No creo que los ciegos fumen como nosotros. Fumar no es tener humo en la boca y llevarlo hacia los pulmones. Tampoco lo es saborear apenas el humo con ínfulas de catador. Mucho menos, muchísimo menos, robarle cigarrillos a los hermanos mayores y jugar a ser hombres escondiéndonos como niños en el baño. Fumar debe ser una liturgia sinestésica que necesita del compromiso de nuestra sensibilidad. Así se me aparece a mí. En la boca, desesperado y amargo y picante y preso, el humo, lima los barrotes que lo tienen confinado. Entre los dedos descansa, como justificando su longitud, el cigarrillo expectante. La nariz se frunce, irritada, encantada, sometida al hipnótico vaivén del aroma. Es la niña díscola de la fiesta. Cuando los labios se abren, alza vuelo desenfrenado la humareda. Son el testimonio de trenes sin retorno, las volutas se abrazan y se abandonan y desaparecen en el aire. Nuestros ojos enamorados corren tras ellas sin éxito, y nos quedamos con expresión vencida viendo hacia el cielo. Definitivamente los ciegos no fuman como nosotros.

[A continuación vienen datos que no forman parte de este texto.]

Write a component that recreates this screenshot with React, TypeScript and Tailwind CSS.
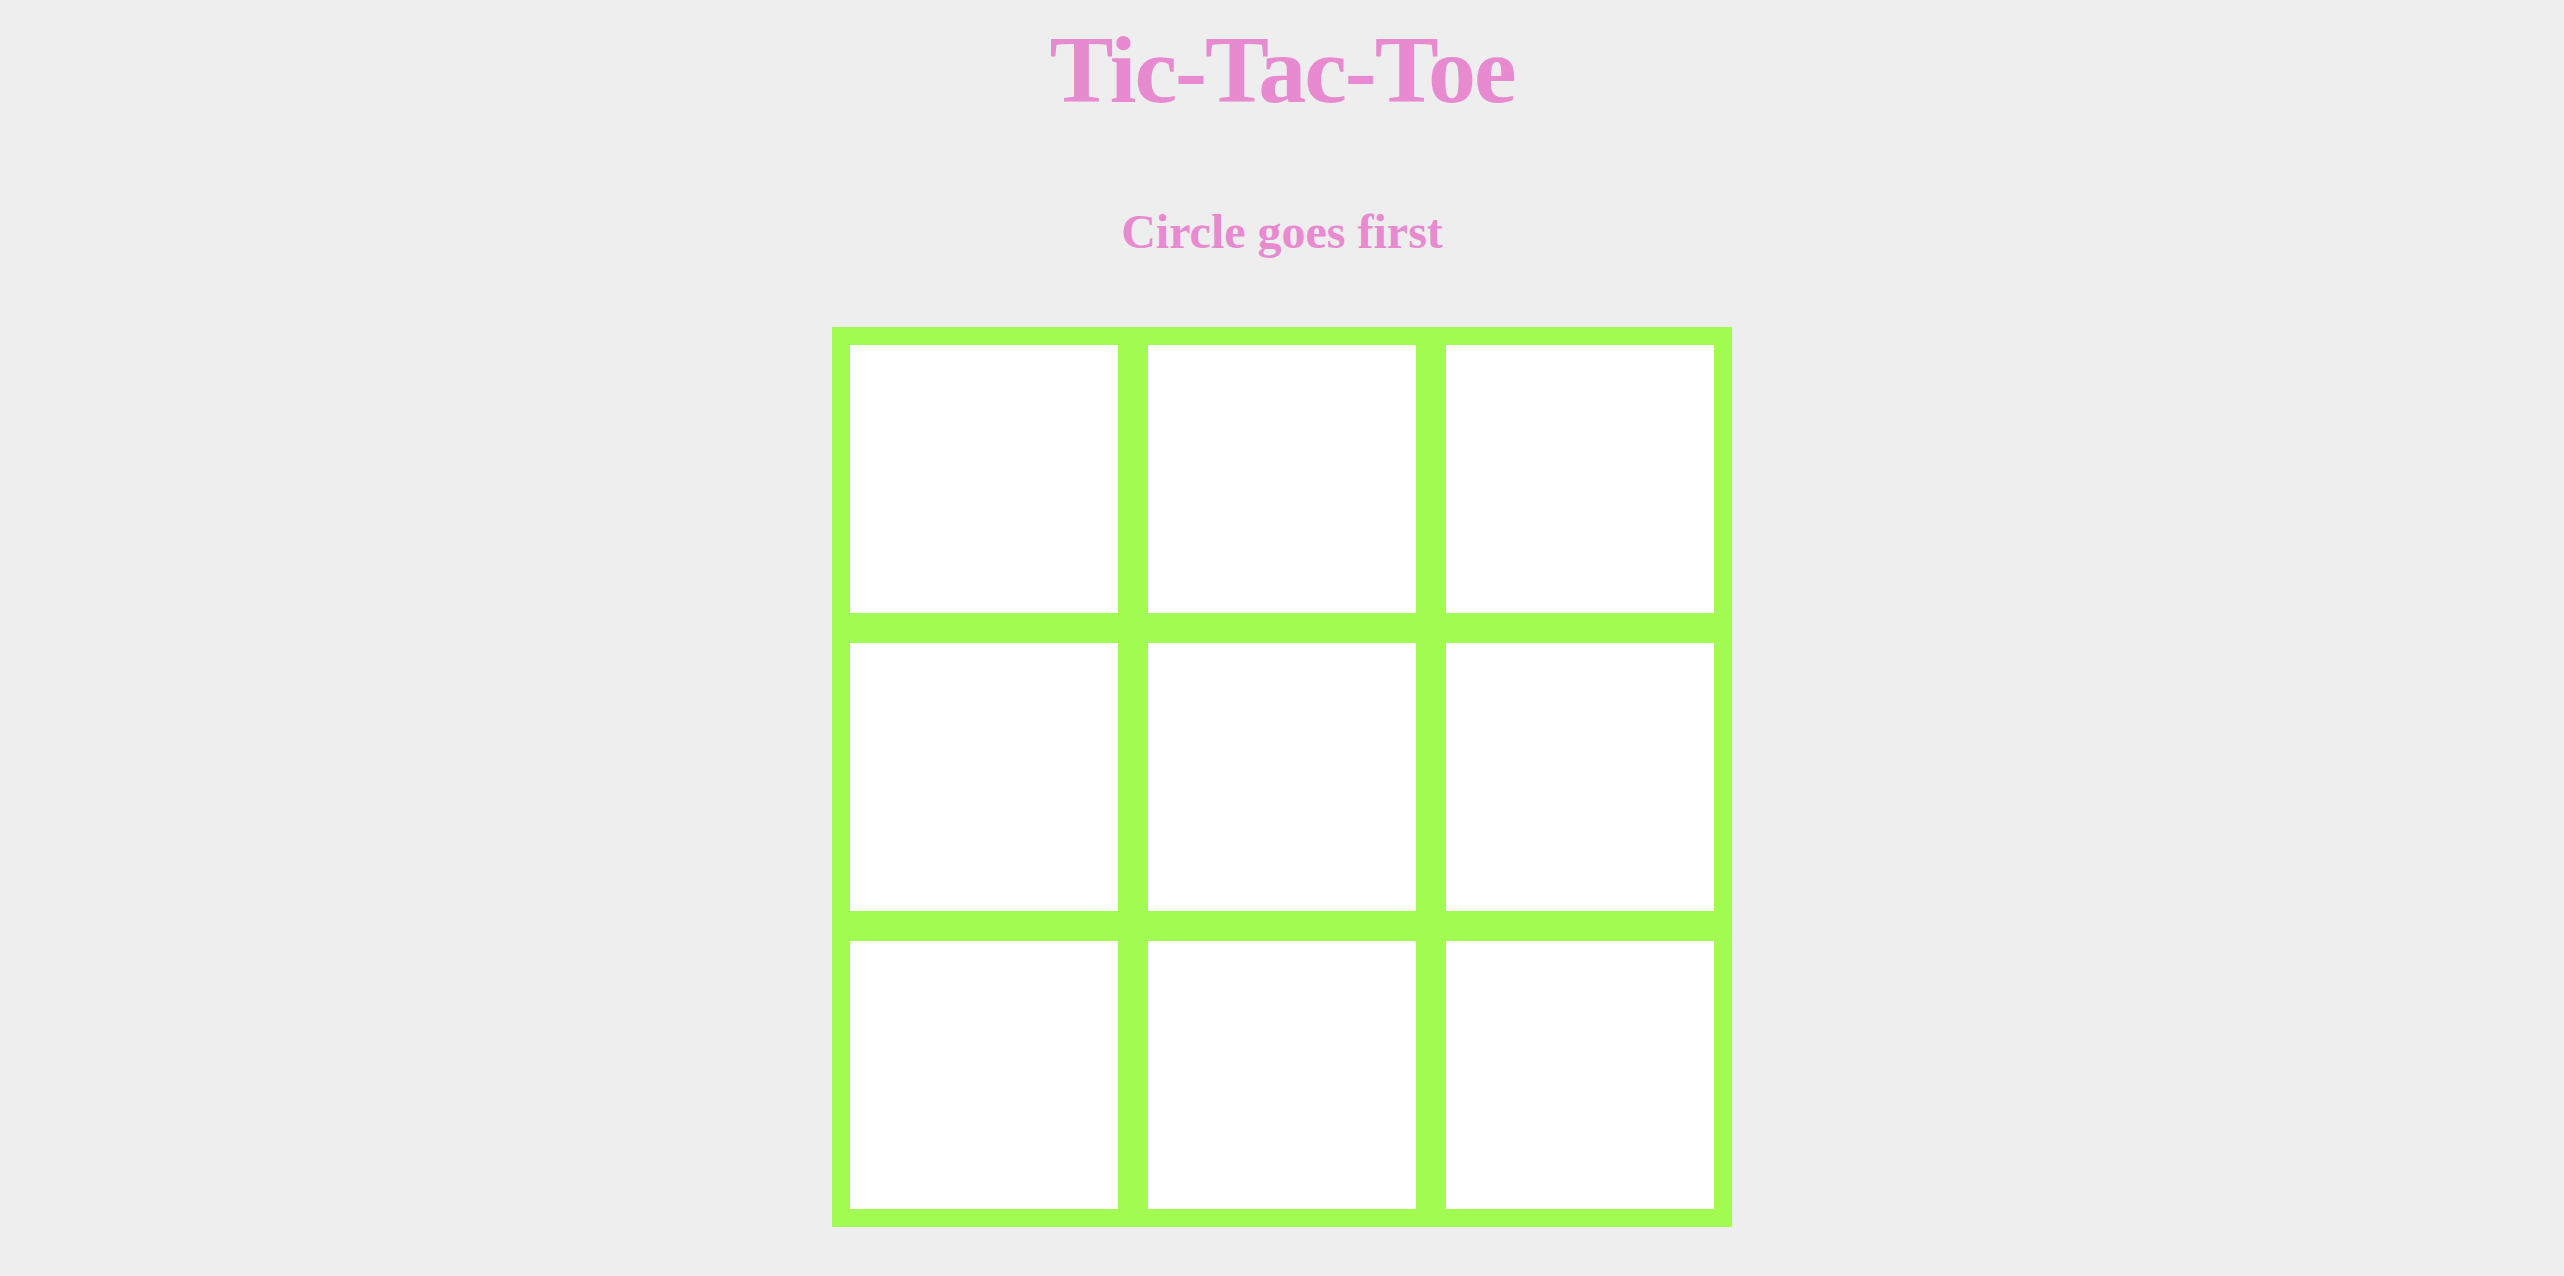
import React, { useState } from "react";

const App: React.FC = () => {
  const [cells, setCells] = useState<string[]>(Array(9).fill(""));
  const [turn, setTurn] = useState<"O" | "X">("O");

  const handleClick = (i: number) => {
    if (cells[i]) return;
    const next = [...cells];
    next[i] = turn;
    setCells(next);
    setTurn(turn === "O" ? "X" : "O");
  };

  return (
    <div
      className="min-h-screen bg-[#eeeeee] flex flex-col items-center pt-[22px] pb-[49px]"
      style={{ fontFamily: '"Liberation Serif", "DejaVu Serif", serif' }}
    >
      <h1 className="text-[96px] leading-none font-bold tracking-[-2px] text-[#e78ad0]">
        Tic-Tac-Toe
      </h1>
      <h2 className="mt-[90px] text-[48px] leading-none font-bold text-[#e78ad0]">
        Circle goes first
      </h2>

      {/* Board */}
      <div className="mt-[71px] bg-[#a2fb50] p-[18px] grid grid-cols-3 gap-[30px]">
        {cells.map((cell, i) => (
          <button
            key={i}
            onClick={() => handleClick(i)}
            className="w-[268px] h-[268px] bg-white flex items-center justify-center text-[160px] text-[#e78ad0] font-bold"
          >
            {cell}
          </button>
        ))}
      </div>
    </div>
  );
};

export default App;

Además del sol, por la ventana se colaban los ruidos que la ciudad se obstinaba en producir. Suspendido en mi departamento, la humanidad llegaba a mí en forma de frenazos, ambulancias y motores asmáticos. El cigarrillo iba ya por la mitad. Mientras veía cómo las cosquillas de fuego lo iban consumiendo, lo escuché hablar. Le habló a mis oídos, invitándolos a la comunión de la que nunca habían participado. Eran ecos de fogatas que repicaban a duelo, almas en pena de astros sin luz. Caí en cuenta de que si no había escuchado antes arder un cigarrillo no podía decirse que había fumado en realidad. El papel quemándose era esa última dimensión. El crepitante runrún de un fagot solitario en una plaza inmensa: mi cigarrillo tocaba la misma música que el sol. Dando tumbos se fue acabando el tabaco, y la última pitada no sonó a nada. Ya no era necesario. A lo lejos se escuchó pasar un tren.